Die Einhaltung der Sorgfaltspflichten beschränkt sich auf das für das jeweilige Unternehmen individuell Machbare und Angemessene (RegE BT-Drucksache 19/28649 vom 19.4.2021, S. 41; Hopt/Leyens, 42. Aufl. 2023, LkSG § 3 Rn. 2). Die Angemessenheit ist von verschiedenen Kriterien abhängig wie z.B. der Art und dem Umfang der Geschäftstätigkeit, dem Einflussvermögen des Unternehmens auf den unmittelbaren Verursacher eines menschenrechtlichen oder umweltbezogenen Risikos, der typischerweise zu erwartenden Schwere der Verletzung sowie der Art des Verursachungsbeitrages des Unternehmens zu dem menschenrechtlichen oder umweltbezogenen Risiko (vgl. § 3 Abs. 2 LkSG).

Zur Implementierung eines Prozesses, der die Einführung und Durchsetzung der nach dem LkSG erforderlichen Maßnahmen schafft, wird das Thema Compliance im Unternehmen an enormer Bedeutung gewinnen. Jedes Unternehmen des Gesundheitswesens und aus dem medizintechnischen Sektor wird dadurch veranlasst, seine Compliance-Abteilung zu stärken und auszuweiten.
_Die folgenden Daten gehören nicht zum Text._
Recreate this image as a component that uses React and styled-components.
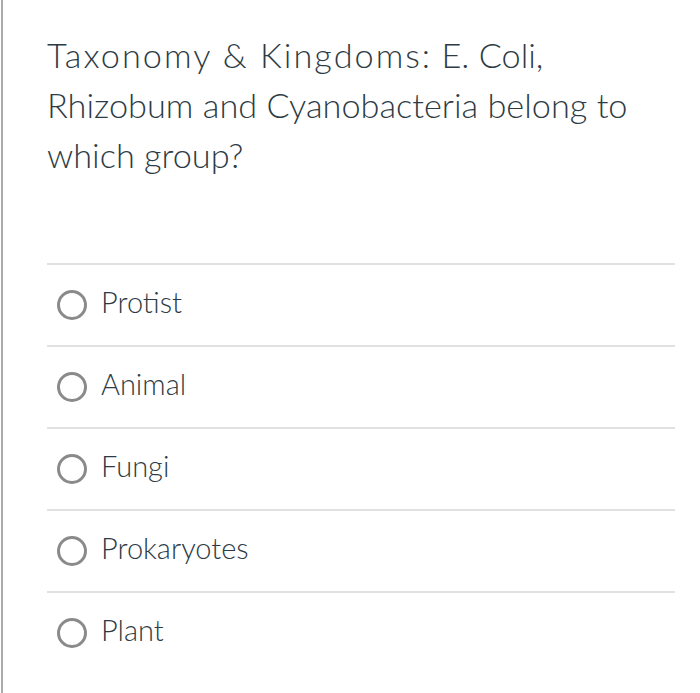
import styled, { createGlobalStyle } from "styled-components";

const GlobalStyle = createGlobalStyle`
  html, body {
    margin: 0;
    padding: 0;
    background: #ffffff;
  }
  body {
    font-family: Lato, "Noto Sans", "Liberation Sans", sans-serif;
    color: #2d3b45;
  }
`;

const Page = styled.div`
  margin-left: 1px;
  min-height: 693px;
  border-left: 2px solid #ababab;
  padding: 30px 25px 0 44px;
  box-sizing: border-box;
`;

const Question = styled.h1`
  margin: 0 0 83px;
  font-size: 34.3px;
  font-weight: 300;
  line-height: 50px;
  color: #2d3b45;
`;

const Topic = styled.span`
  letter-spacing: 2px;
`;

const OptionList = styled.ul`
  list-style: none;
  margin: 0;
  padding: 0;
`;

const OptionRow = styled.li`
  display: flex;
  align-items: flex-start;
  gap: 14px;
  border-top: 2px solid #e1e1e1;
  padding: 19px 0 25px 10px;
`;

const Radio = styled.span`
  flex: none;
  width: 30px;
  height: 30px;
  margin-top: 6px;
  box-sizing: border-box;
  border: 3px solid #8a8a8a;
  border-radius: 50%;
`;

const OptionLabel = styled.span`
  font-size: 29px;
  font-weight: 300;
  line-height: 35px;
  color: #2d3b45;
`;

const options = ["Protist", "Animal", "Fungi", "Prokaryotes", "Plant"];

export default function App() {
  return (
    <>
      <GlobalStyle />
      <Page>
        <Question>
          <Topic>Taxonomy &amp; Kingdoms:</Topic> E. Coli, Rhizobum and
          Cyanobacteria belong to which group?
        </Question>
        <OptionList>
          {options.map((o) => (
            <OptionRow key={o}>
              <Radio />
              <OptionLabel>{o}</OptionLabel>
            </OptionRow>
          ))}
        </OptionList>
      </Page>
    </>
  );
}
Dies wird das Bewusstsein für menschenrechtliche und umweltschützende Belange der Mitarbeiter innerhalb des Unternehmens intensivieren.

Darüber hinaus gewinnt ein Unternehmen nach außen an Attraktivität für potenzielle neue Arbeitnehmer sowie auch Kunden, wenn es sich ernsthaft um die Einhaltung gewisser Standards bei der Wahl seiner Zulieferer bemüht.

Gleichzeitige besteht bei Unternehmen – insbesondere dessen Geschäftstätigkeit von einer komplexen und vielschichtigen Lieferkette geprägt ist – die Chance, die innerbetriebliche Digitalisierung voranzutreiben, um beispielsweise die durch das LkSG konstituierte Pflicht zur Risikoanalyse zu vereinfachen und zu beschleunigen.

Auch wenn die Durchsetzung der Sorgfaltspflichten in einem Unternehmen zunächst einen enormen Arbeits­auf­wand sowie hohe Kosten verursacht, wird dessen Wettbewerbsfähigkeit insgesamt langfristig gestärkt.

All die regulierenden Anforderungen, die insbesondere für Medizinprodukte gelten, im Unternehmen selbst zu erfüllen, einzuhalten und für die gesamte Lieferkette zu kontrollieren, stellt eine große Herausforderung dar. Die Durchsetzung der Sorgfaltspflichten des LkSG ist zunächst mit einem enormen Arbeitsaufwand sowie hohen Kosten verbunden. Langfristig wird sich aber die Wettbewerbsfähigkeit – vor allem auch vor dem Hintergrund der Verabschiedung einer europäischen Lieferketten-Richtlinie – der deutschen Unternehmen der Medizin­pro­duk­te-Branche und des Gesundheitswesens steigern.